Is $5,000 enough to get started with trading?

Discussion in 'Professional Trading' started by icantoday, Jul 10, 2004.

  1. BSAM

    BSAM

    IMO: condorll and lindq offering best advice thus far.
     
    #11     Jul 10, 2004
  2. MT27

    MT27

    If you're in Canada get the free traing from swift trade
     
    #12     Jul 10, 2004
  3. nitro

    nitro

    Not even close.

    nitro
     
    #13     Jul 11, 2004
  4. 5k is enough to begin trading at a decent prop firm. Obviously the key is to start trading small until you learn to trade!! Just because a firm gives you $200k in buying power does not mean that you should use it. Any prop firm with decent risk management should not allow you to lose too much money per day. The key here is to trade small share sizes...say 200 shares in no more than a couple of positions...until you are consistenly profitable...then increase your position sizes. A lot of new traders try to immediately make good money, prior to developing good, consistently profitable stratigies and end up losing their capital very rapidly. Your first goal should be to learn to not lose money. If you cannot consistently make money trading 200 share lots (granted it will not be much with those sizes) then why move to 1000 or 2000 share lots. If you saved 20k and went to a prop firm and traded large sizes without knowing how to trade, then you still would not have enough capital.
     
    #14     Jul 11, 2004
  5. Trader7793
    Please keep in mind, from a compliance stand point. It is the prop firms responsibility to follow the "know your client rule" and make sure that the 5k is not what he needs to live on. If that is all he has they may not take him.
    I don't really know if that is relevent here because it is only a discussion but I'd thought I'd mention it.

    ot
     
    #15     Jul 11, 2004
  6. This is a pretty valid point. It's not so much if $5K , $10K, $25K is enough or not enough to start trading. You could start with $10M or $100M and it would still not be enough! If you don't know what you are doing..

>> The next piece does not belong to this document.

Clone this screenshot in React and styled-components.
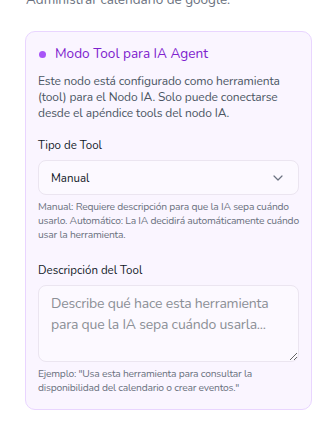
import React, { useState } from "react";
import styled, { createGlobalStyle } from "styled-components";

const GlobalStyle = createGlobalStyle`
  html, body {
    margin: 0;
    padding: 0;
    background: #ffffff;
    overflow: hidden;
  }
  body {
    font-family: "Nunito", "Lato", "Noto Sans", sans-serif;
  }
  * {
    box-sizing: border-box;
  }
`;

function App() {
  const [toolType, setToolType] = useState("manual");
  const [description, setDescription] = useState("");

  return (
    <Page>
      <GlobalStyle />
      <Intro>Administrar calendario de google.</Intro>
      <Card>
        <CardHead>
          <Dot />
          <CardTitle>Modo Tool para IA Agent</CardTitle>
        </CardHead>
        <CardText>
          Este nodo está configurado como herramienta (tool) para el Nodo IA.
          Solo puede conectarse desde el apéndice tools del nodo IA.
        </CardText>

        <Field $gap={16}>
          <Label>Tipo de Tool</Label>
          <SelectWrap>
            <Select
              value={toolType}
              onChange={(e) => setToolType(e.target.value)}
            >
              <option value="manual">Manual</option>
              <option value="auto">Automático</option>
            </Select>
            <Chevron viewBox="0 0 16 16">
              <path d="M4 6l4 4 4-4" />
            </Chevron>
          </SelectWrap>
          <Hint>
            Manual: Requiere descripción para que la IA sepa cuándo usarlo.
            Automático: La IA decidirá automáticamente cuándo usar la
            herramienta.
          </Hint>
        </Field>

        <Field $gap={20}>
          <Label>Descripción del Tool</Label>
          <TextArea
            rows={3}
            value={description}
            onChange={(e) => setDescription(e.target.value)}
            placeholder="Describe qué hace esta herramienta para que la IA sepa cuándo usarla..."
          />
          <Hint>
            Ejemplo: "Usa esta herramienta para consultar la disponibilidad del
            calendario o crear eventos."
          </Hint>
        </Field>
      </Card>
    </Page>
  );
}

export default App;

const Page = styled.div`
  width: 330px;
  height: 425px;
  padding: 0 18px 0 25px;
`;

const Intro = styled.p`
  margin: -9px 0 0 1px;
  font-size: 13.5px;
  line-height: 18px;
  color: #6b7280;
`;

const Card = styled.div`
  margin-top: 22px;
  width: 287px;
  background: #faf5ff;
  border: 1px solid #e9d5ff;
  border-radius: 10px;
  padding: 12px 12px 14px 12px;
`;

const CardHead = styled.div`
  display: flex;
  align-items: center;
  gap: 9px;
`;

const Dot = styled.span`
  flex: none;
  width: 7px;
  height: 7px;
  border-radius: 50%;
  background: #a855f7;
  margin-left: 1px;
`;

const CardTitle = styled.h3`
  margin: 0;
  font-size: 13.6px;
  font-weight: 400;
  line-height: 20px;
  color: #7e22ce;
`;

const CardText = styled.p`
  margin: 9px 0 0;
  font-size: 12px;
  letter-spacing: -0.1px;
  line-height: 16px;
  color: #4b5563;
`;

const Field = styled.div`
  margin-top: ${(p) => p.$gap}px;
  display: flex;
  flex-direction: column;
`;

const Label = styled.label`
  font-size: 11.5px;
  line-height: 16px;
  color: #111827;
  margin-bottom: 7px;
`;

const SelectWrap = styled.div`
  position: relative;
`;

const Select = styled.select`
  appearance: none;
  width: 100%;
  height: 35px;
  padding: 0 12px;
  font-family: inherit;
  font-size: 11.5px;
  color: #111827;
  background: #fcf9ff;
  border: 1px solid #ebe5f0;
  border-radius: 8px;
  outline: none;
`;

const Chevron = styled.svg`
  position: absolute;
  right: 13px;
  top: 10px;
  width: 16px;
  height: 16px;
  fill: none;
  stroke: #6b7280;
  stroke-width: 1.2;
  stroke-linecap: round;
  stroke-linejoin: round;
  pointer-events: none;
`;

const Hint = styled.p`
  margin: 5px 0 0;
  font-size: 10.3px;
  letter-spacing: -0.22px;
  line-height: 14px;
  color: #6b7280;
`;

const TextArea = styled.textarea`
  width: 100%;
  height: 77px;
  padding: 7px 12px;
  font-family: inherit;
  font-size: 14px;
  letter-spacing: -0.2px;
  line-height: 21px;
  color: #111827;
  background: #fcf9ff;
  border: 1px solid #ebe5f0;
  border-radius: 8px;
  outline: none;

  &::placeholder {
    color: #8b8f96;
  }
`;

    Remember those internet funds started in the year 2000. They have several hundred million to start. And all of them went down 90-95% in 1-2yrs! So, it's not a matter of capitalization.

    Sure, you gotta have ENOUGH capitalization so you wouldn't be playing with "scared money" or so little that a small adverse market move would wipe you out.

    But above that, trading skills are far more valuable I think. But how does one get trading skills? By making mistakes in the market and learning from them.

    Initially, you want to start SMALL. So that your mistakes will not cost so much money. If you can't make money trading a few hundred shares or 1 contract, then you ain't going to make money trading 1000 shares or 20 contracts.

    And I've seen that in myself as well. I've gone to the point where even a $5K acct is adequate for me to generate some form of positive cash flow. Not great but enough. So, obviously the more capital I have access to the better the results will be.

    But until the beginning trader get to that point, it's not even worth it to think about playing with large sums of money. They will not survive that either. Cuz they will lose it all.

    So, even if they scrim and save for $25K to get a daytrading acct, they will still not have the trading experience. There's really only one way to get trading experience - to trade!

    I would bet that if you give an expert trader a $50K account and you give a newbie a $100K account. By the end of the year, the expert trader would have more money than the newbie trader with 2x the starting capital. In fact, I would venture the newbiew would have blown-out or have his acct down by 30-50%! In fact, I would even up the stakes and say if you give the expert trader $50K and the novice $150K and the expert trader will still come out ahead.

    Trading is a game of skill. Those who are more skillful win and take money from the less skillful or the unskilled.

    misc
     
    #16     Jul 11, 2004
  7. Well,

    Lets give the guy credit...he is treating it like a business.

    Michael B.
     
    #17     Jul 11, 2004
  8. Siwash

    Siwash

    I'm suprised no one has suggested trading futures,certainly 5k is a good start with Ib and say something relatively smooth like ZF...maybe ER2 although I dont have experience with it..
     
    #18     Jul 11, 2004
  9. Ntro did it again with his 3-liner(worder).

    I think this post is the best and the most accurate.

    Nitro...what are you doing these days?

    Michael B.

    P.S. Nitro is a master at bridling his tongue, why go bahbah when you can go bah.


     
    #19     Jul 11, 2004
  10. siwash,

    Yeah, $5K trading futures in IB is "enough". But ONLY IF you know what you are doing in futures. If you don't , then you can blow out $5K in a week.

    But trading futures and the leverage nature of it, makes trading a small acct possible to generate cash flows only if you are good enough to know what you are doing.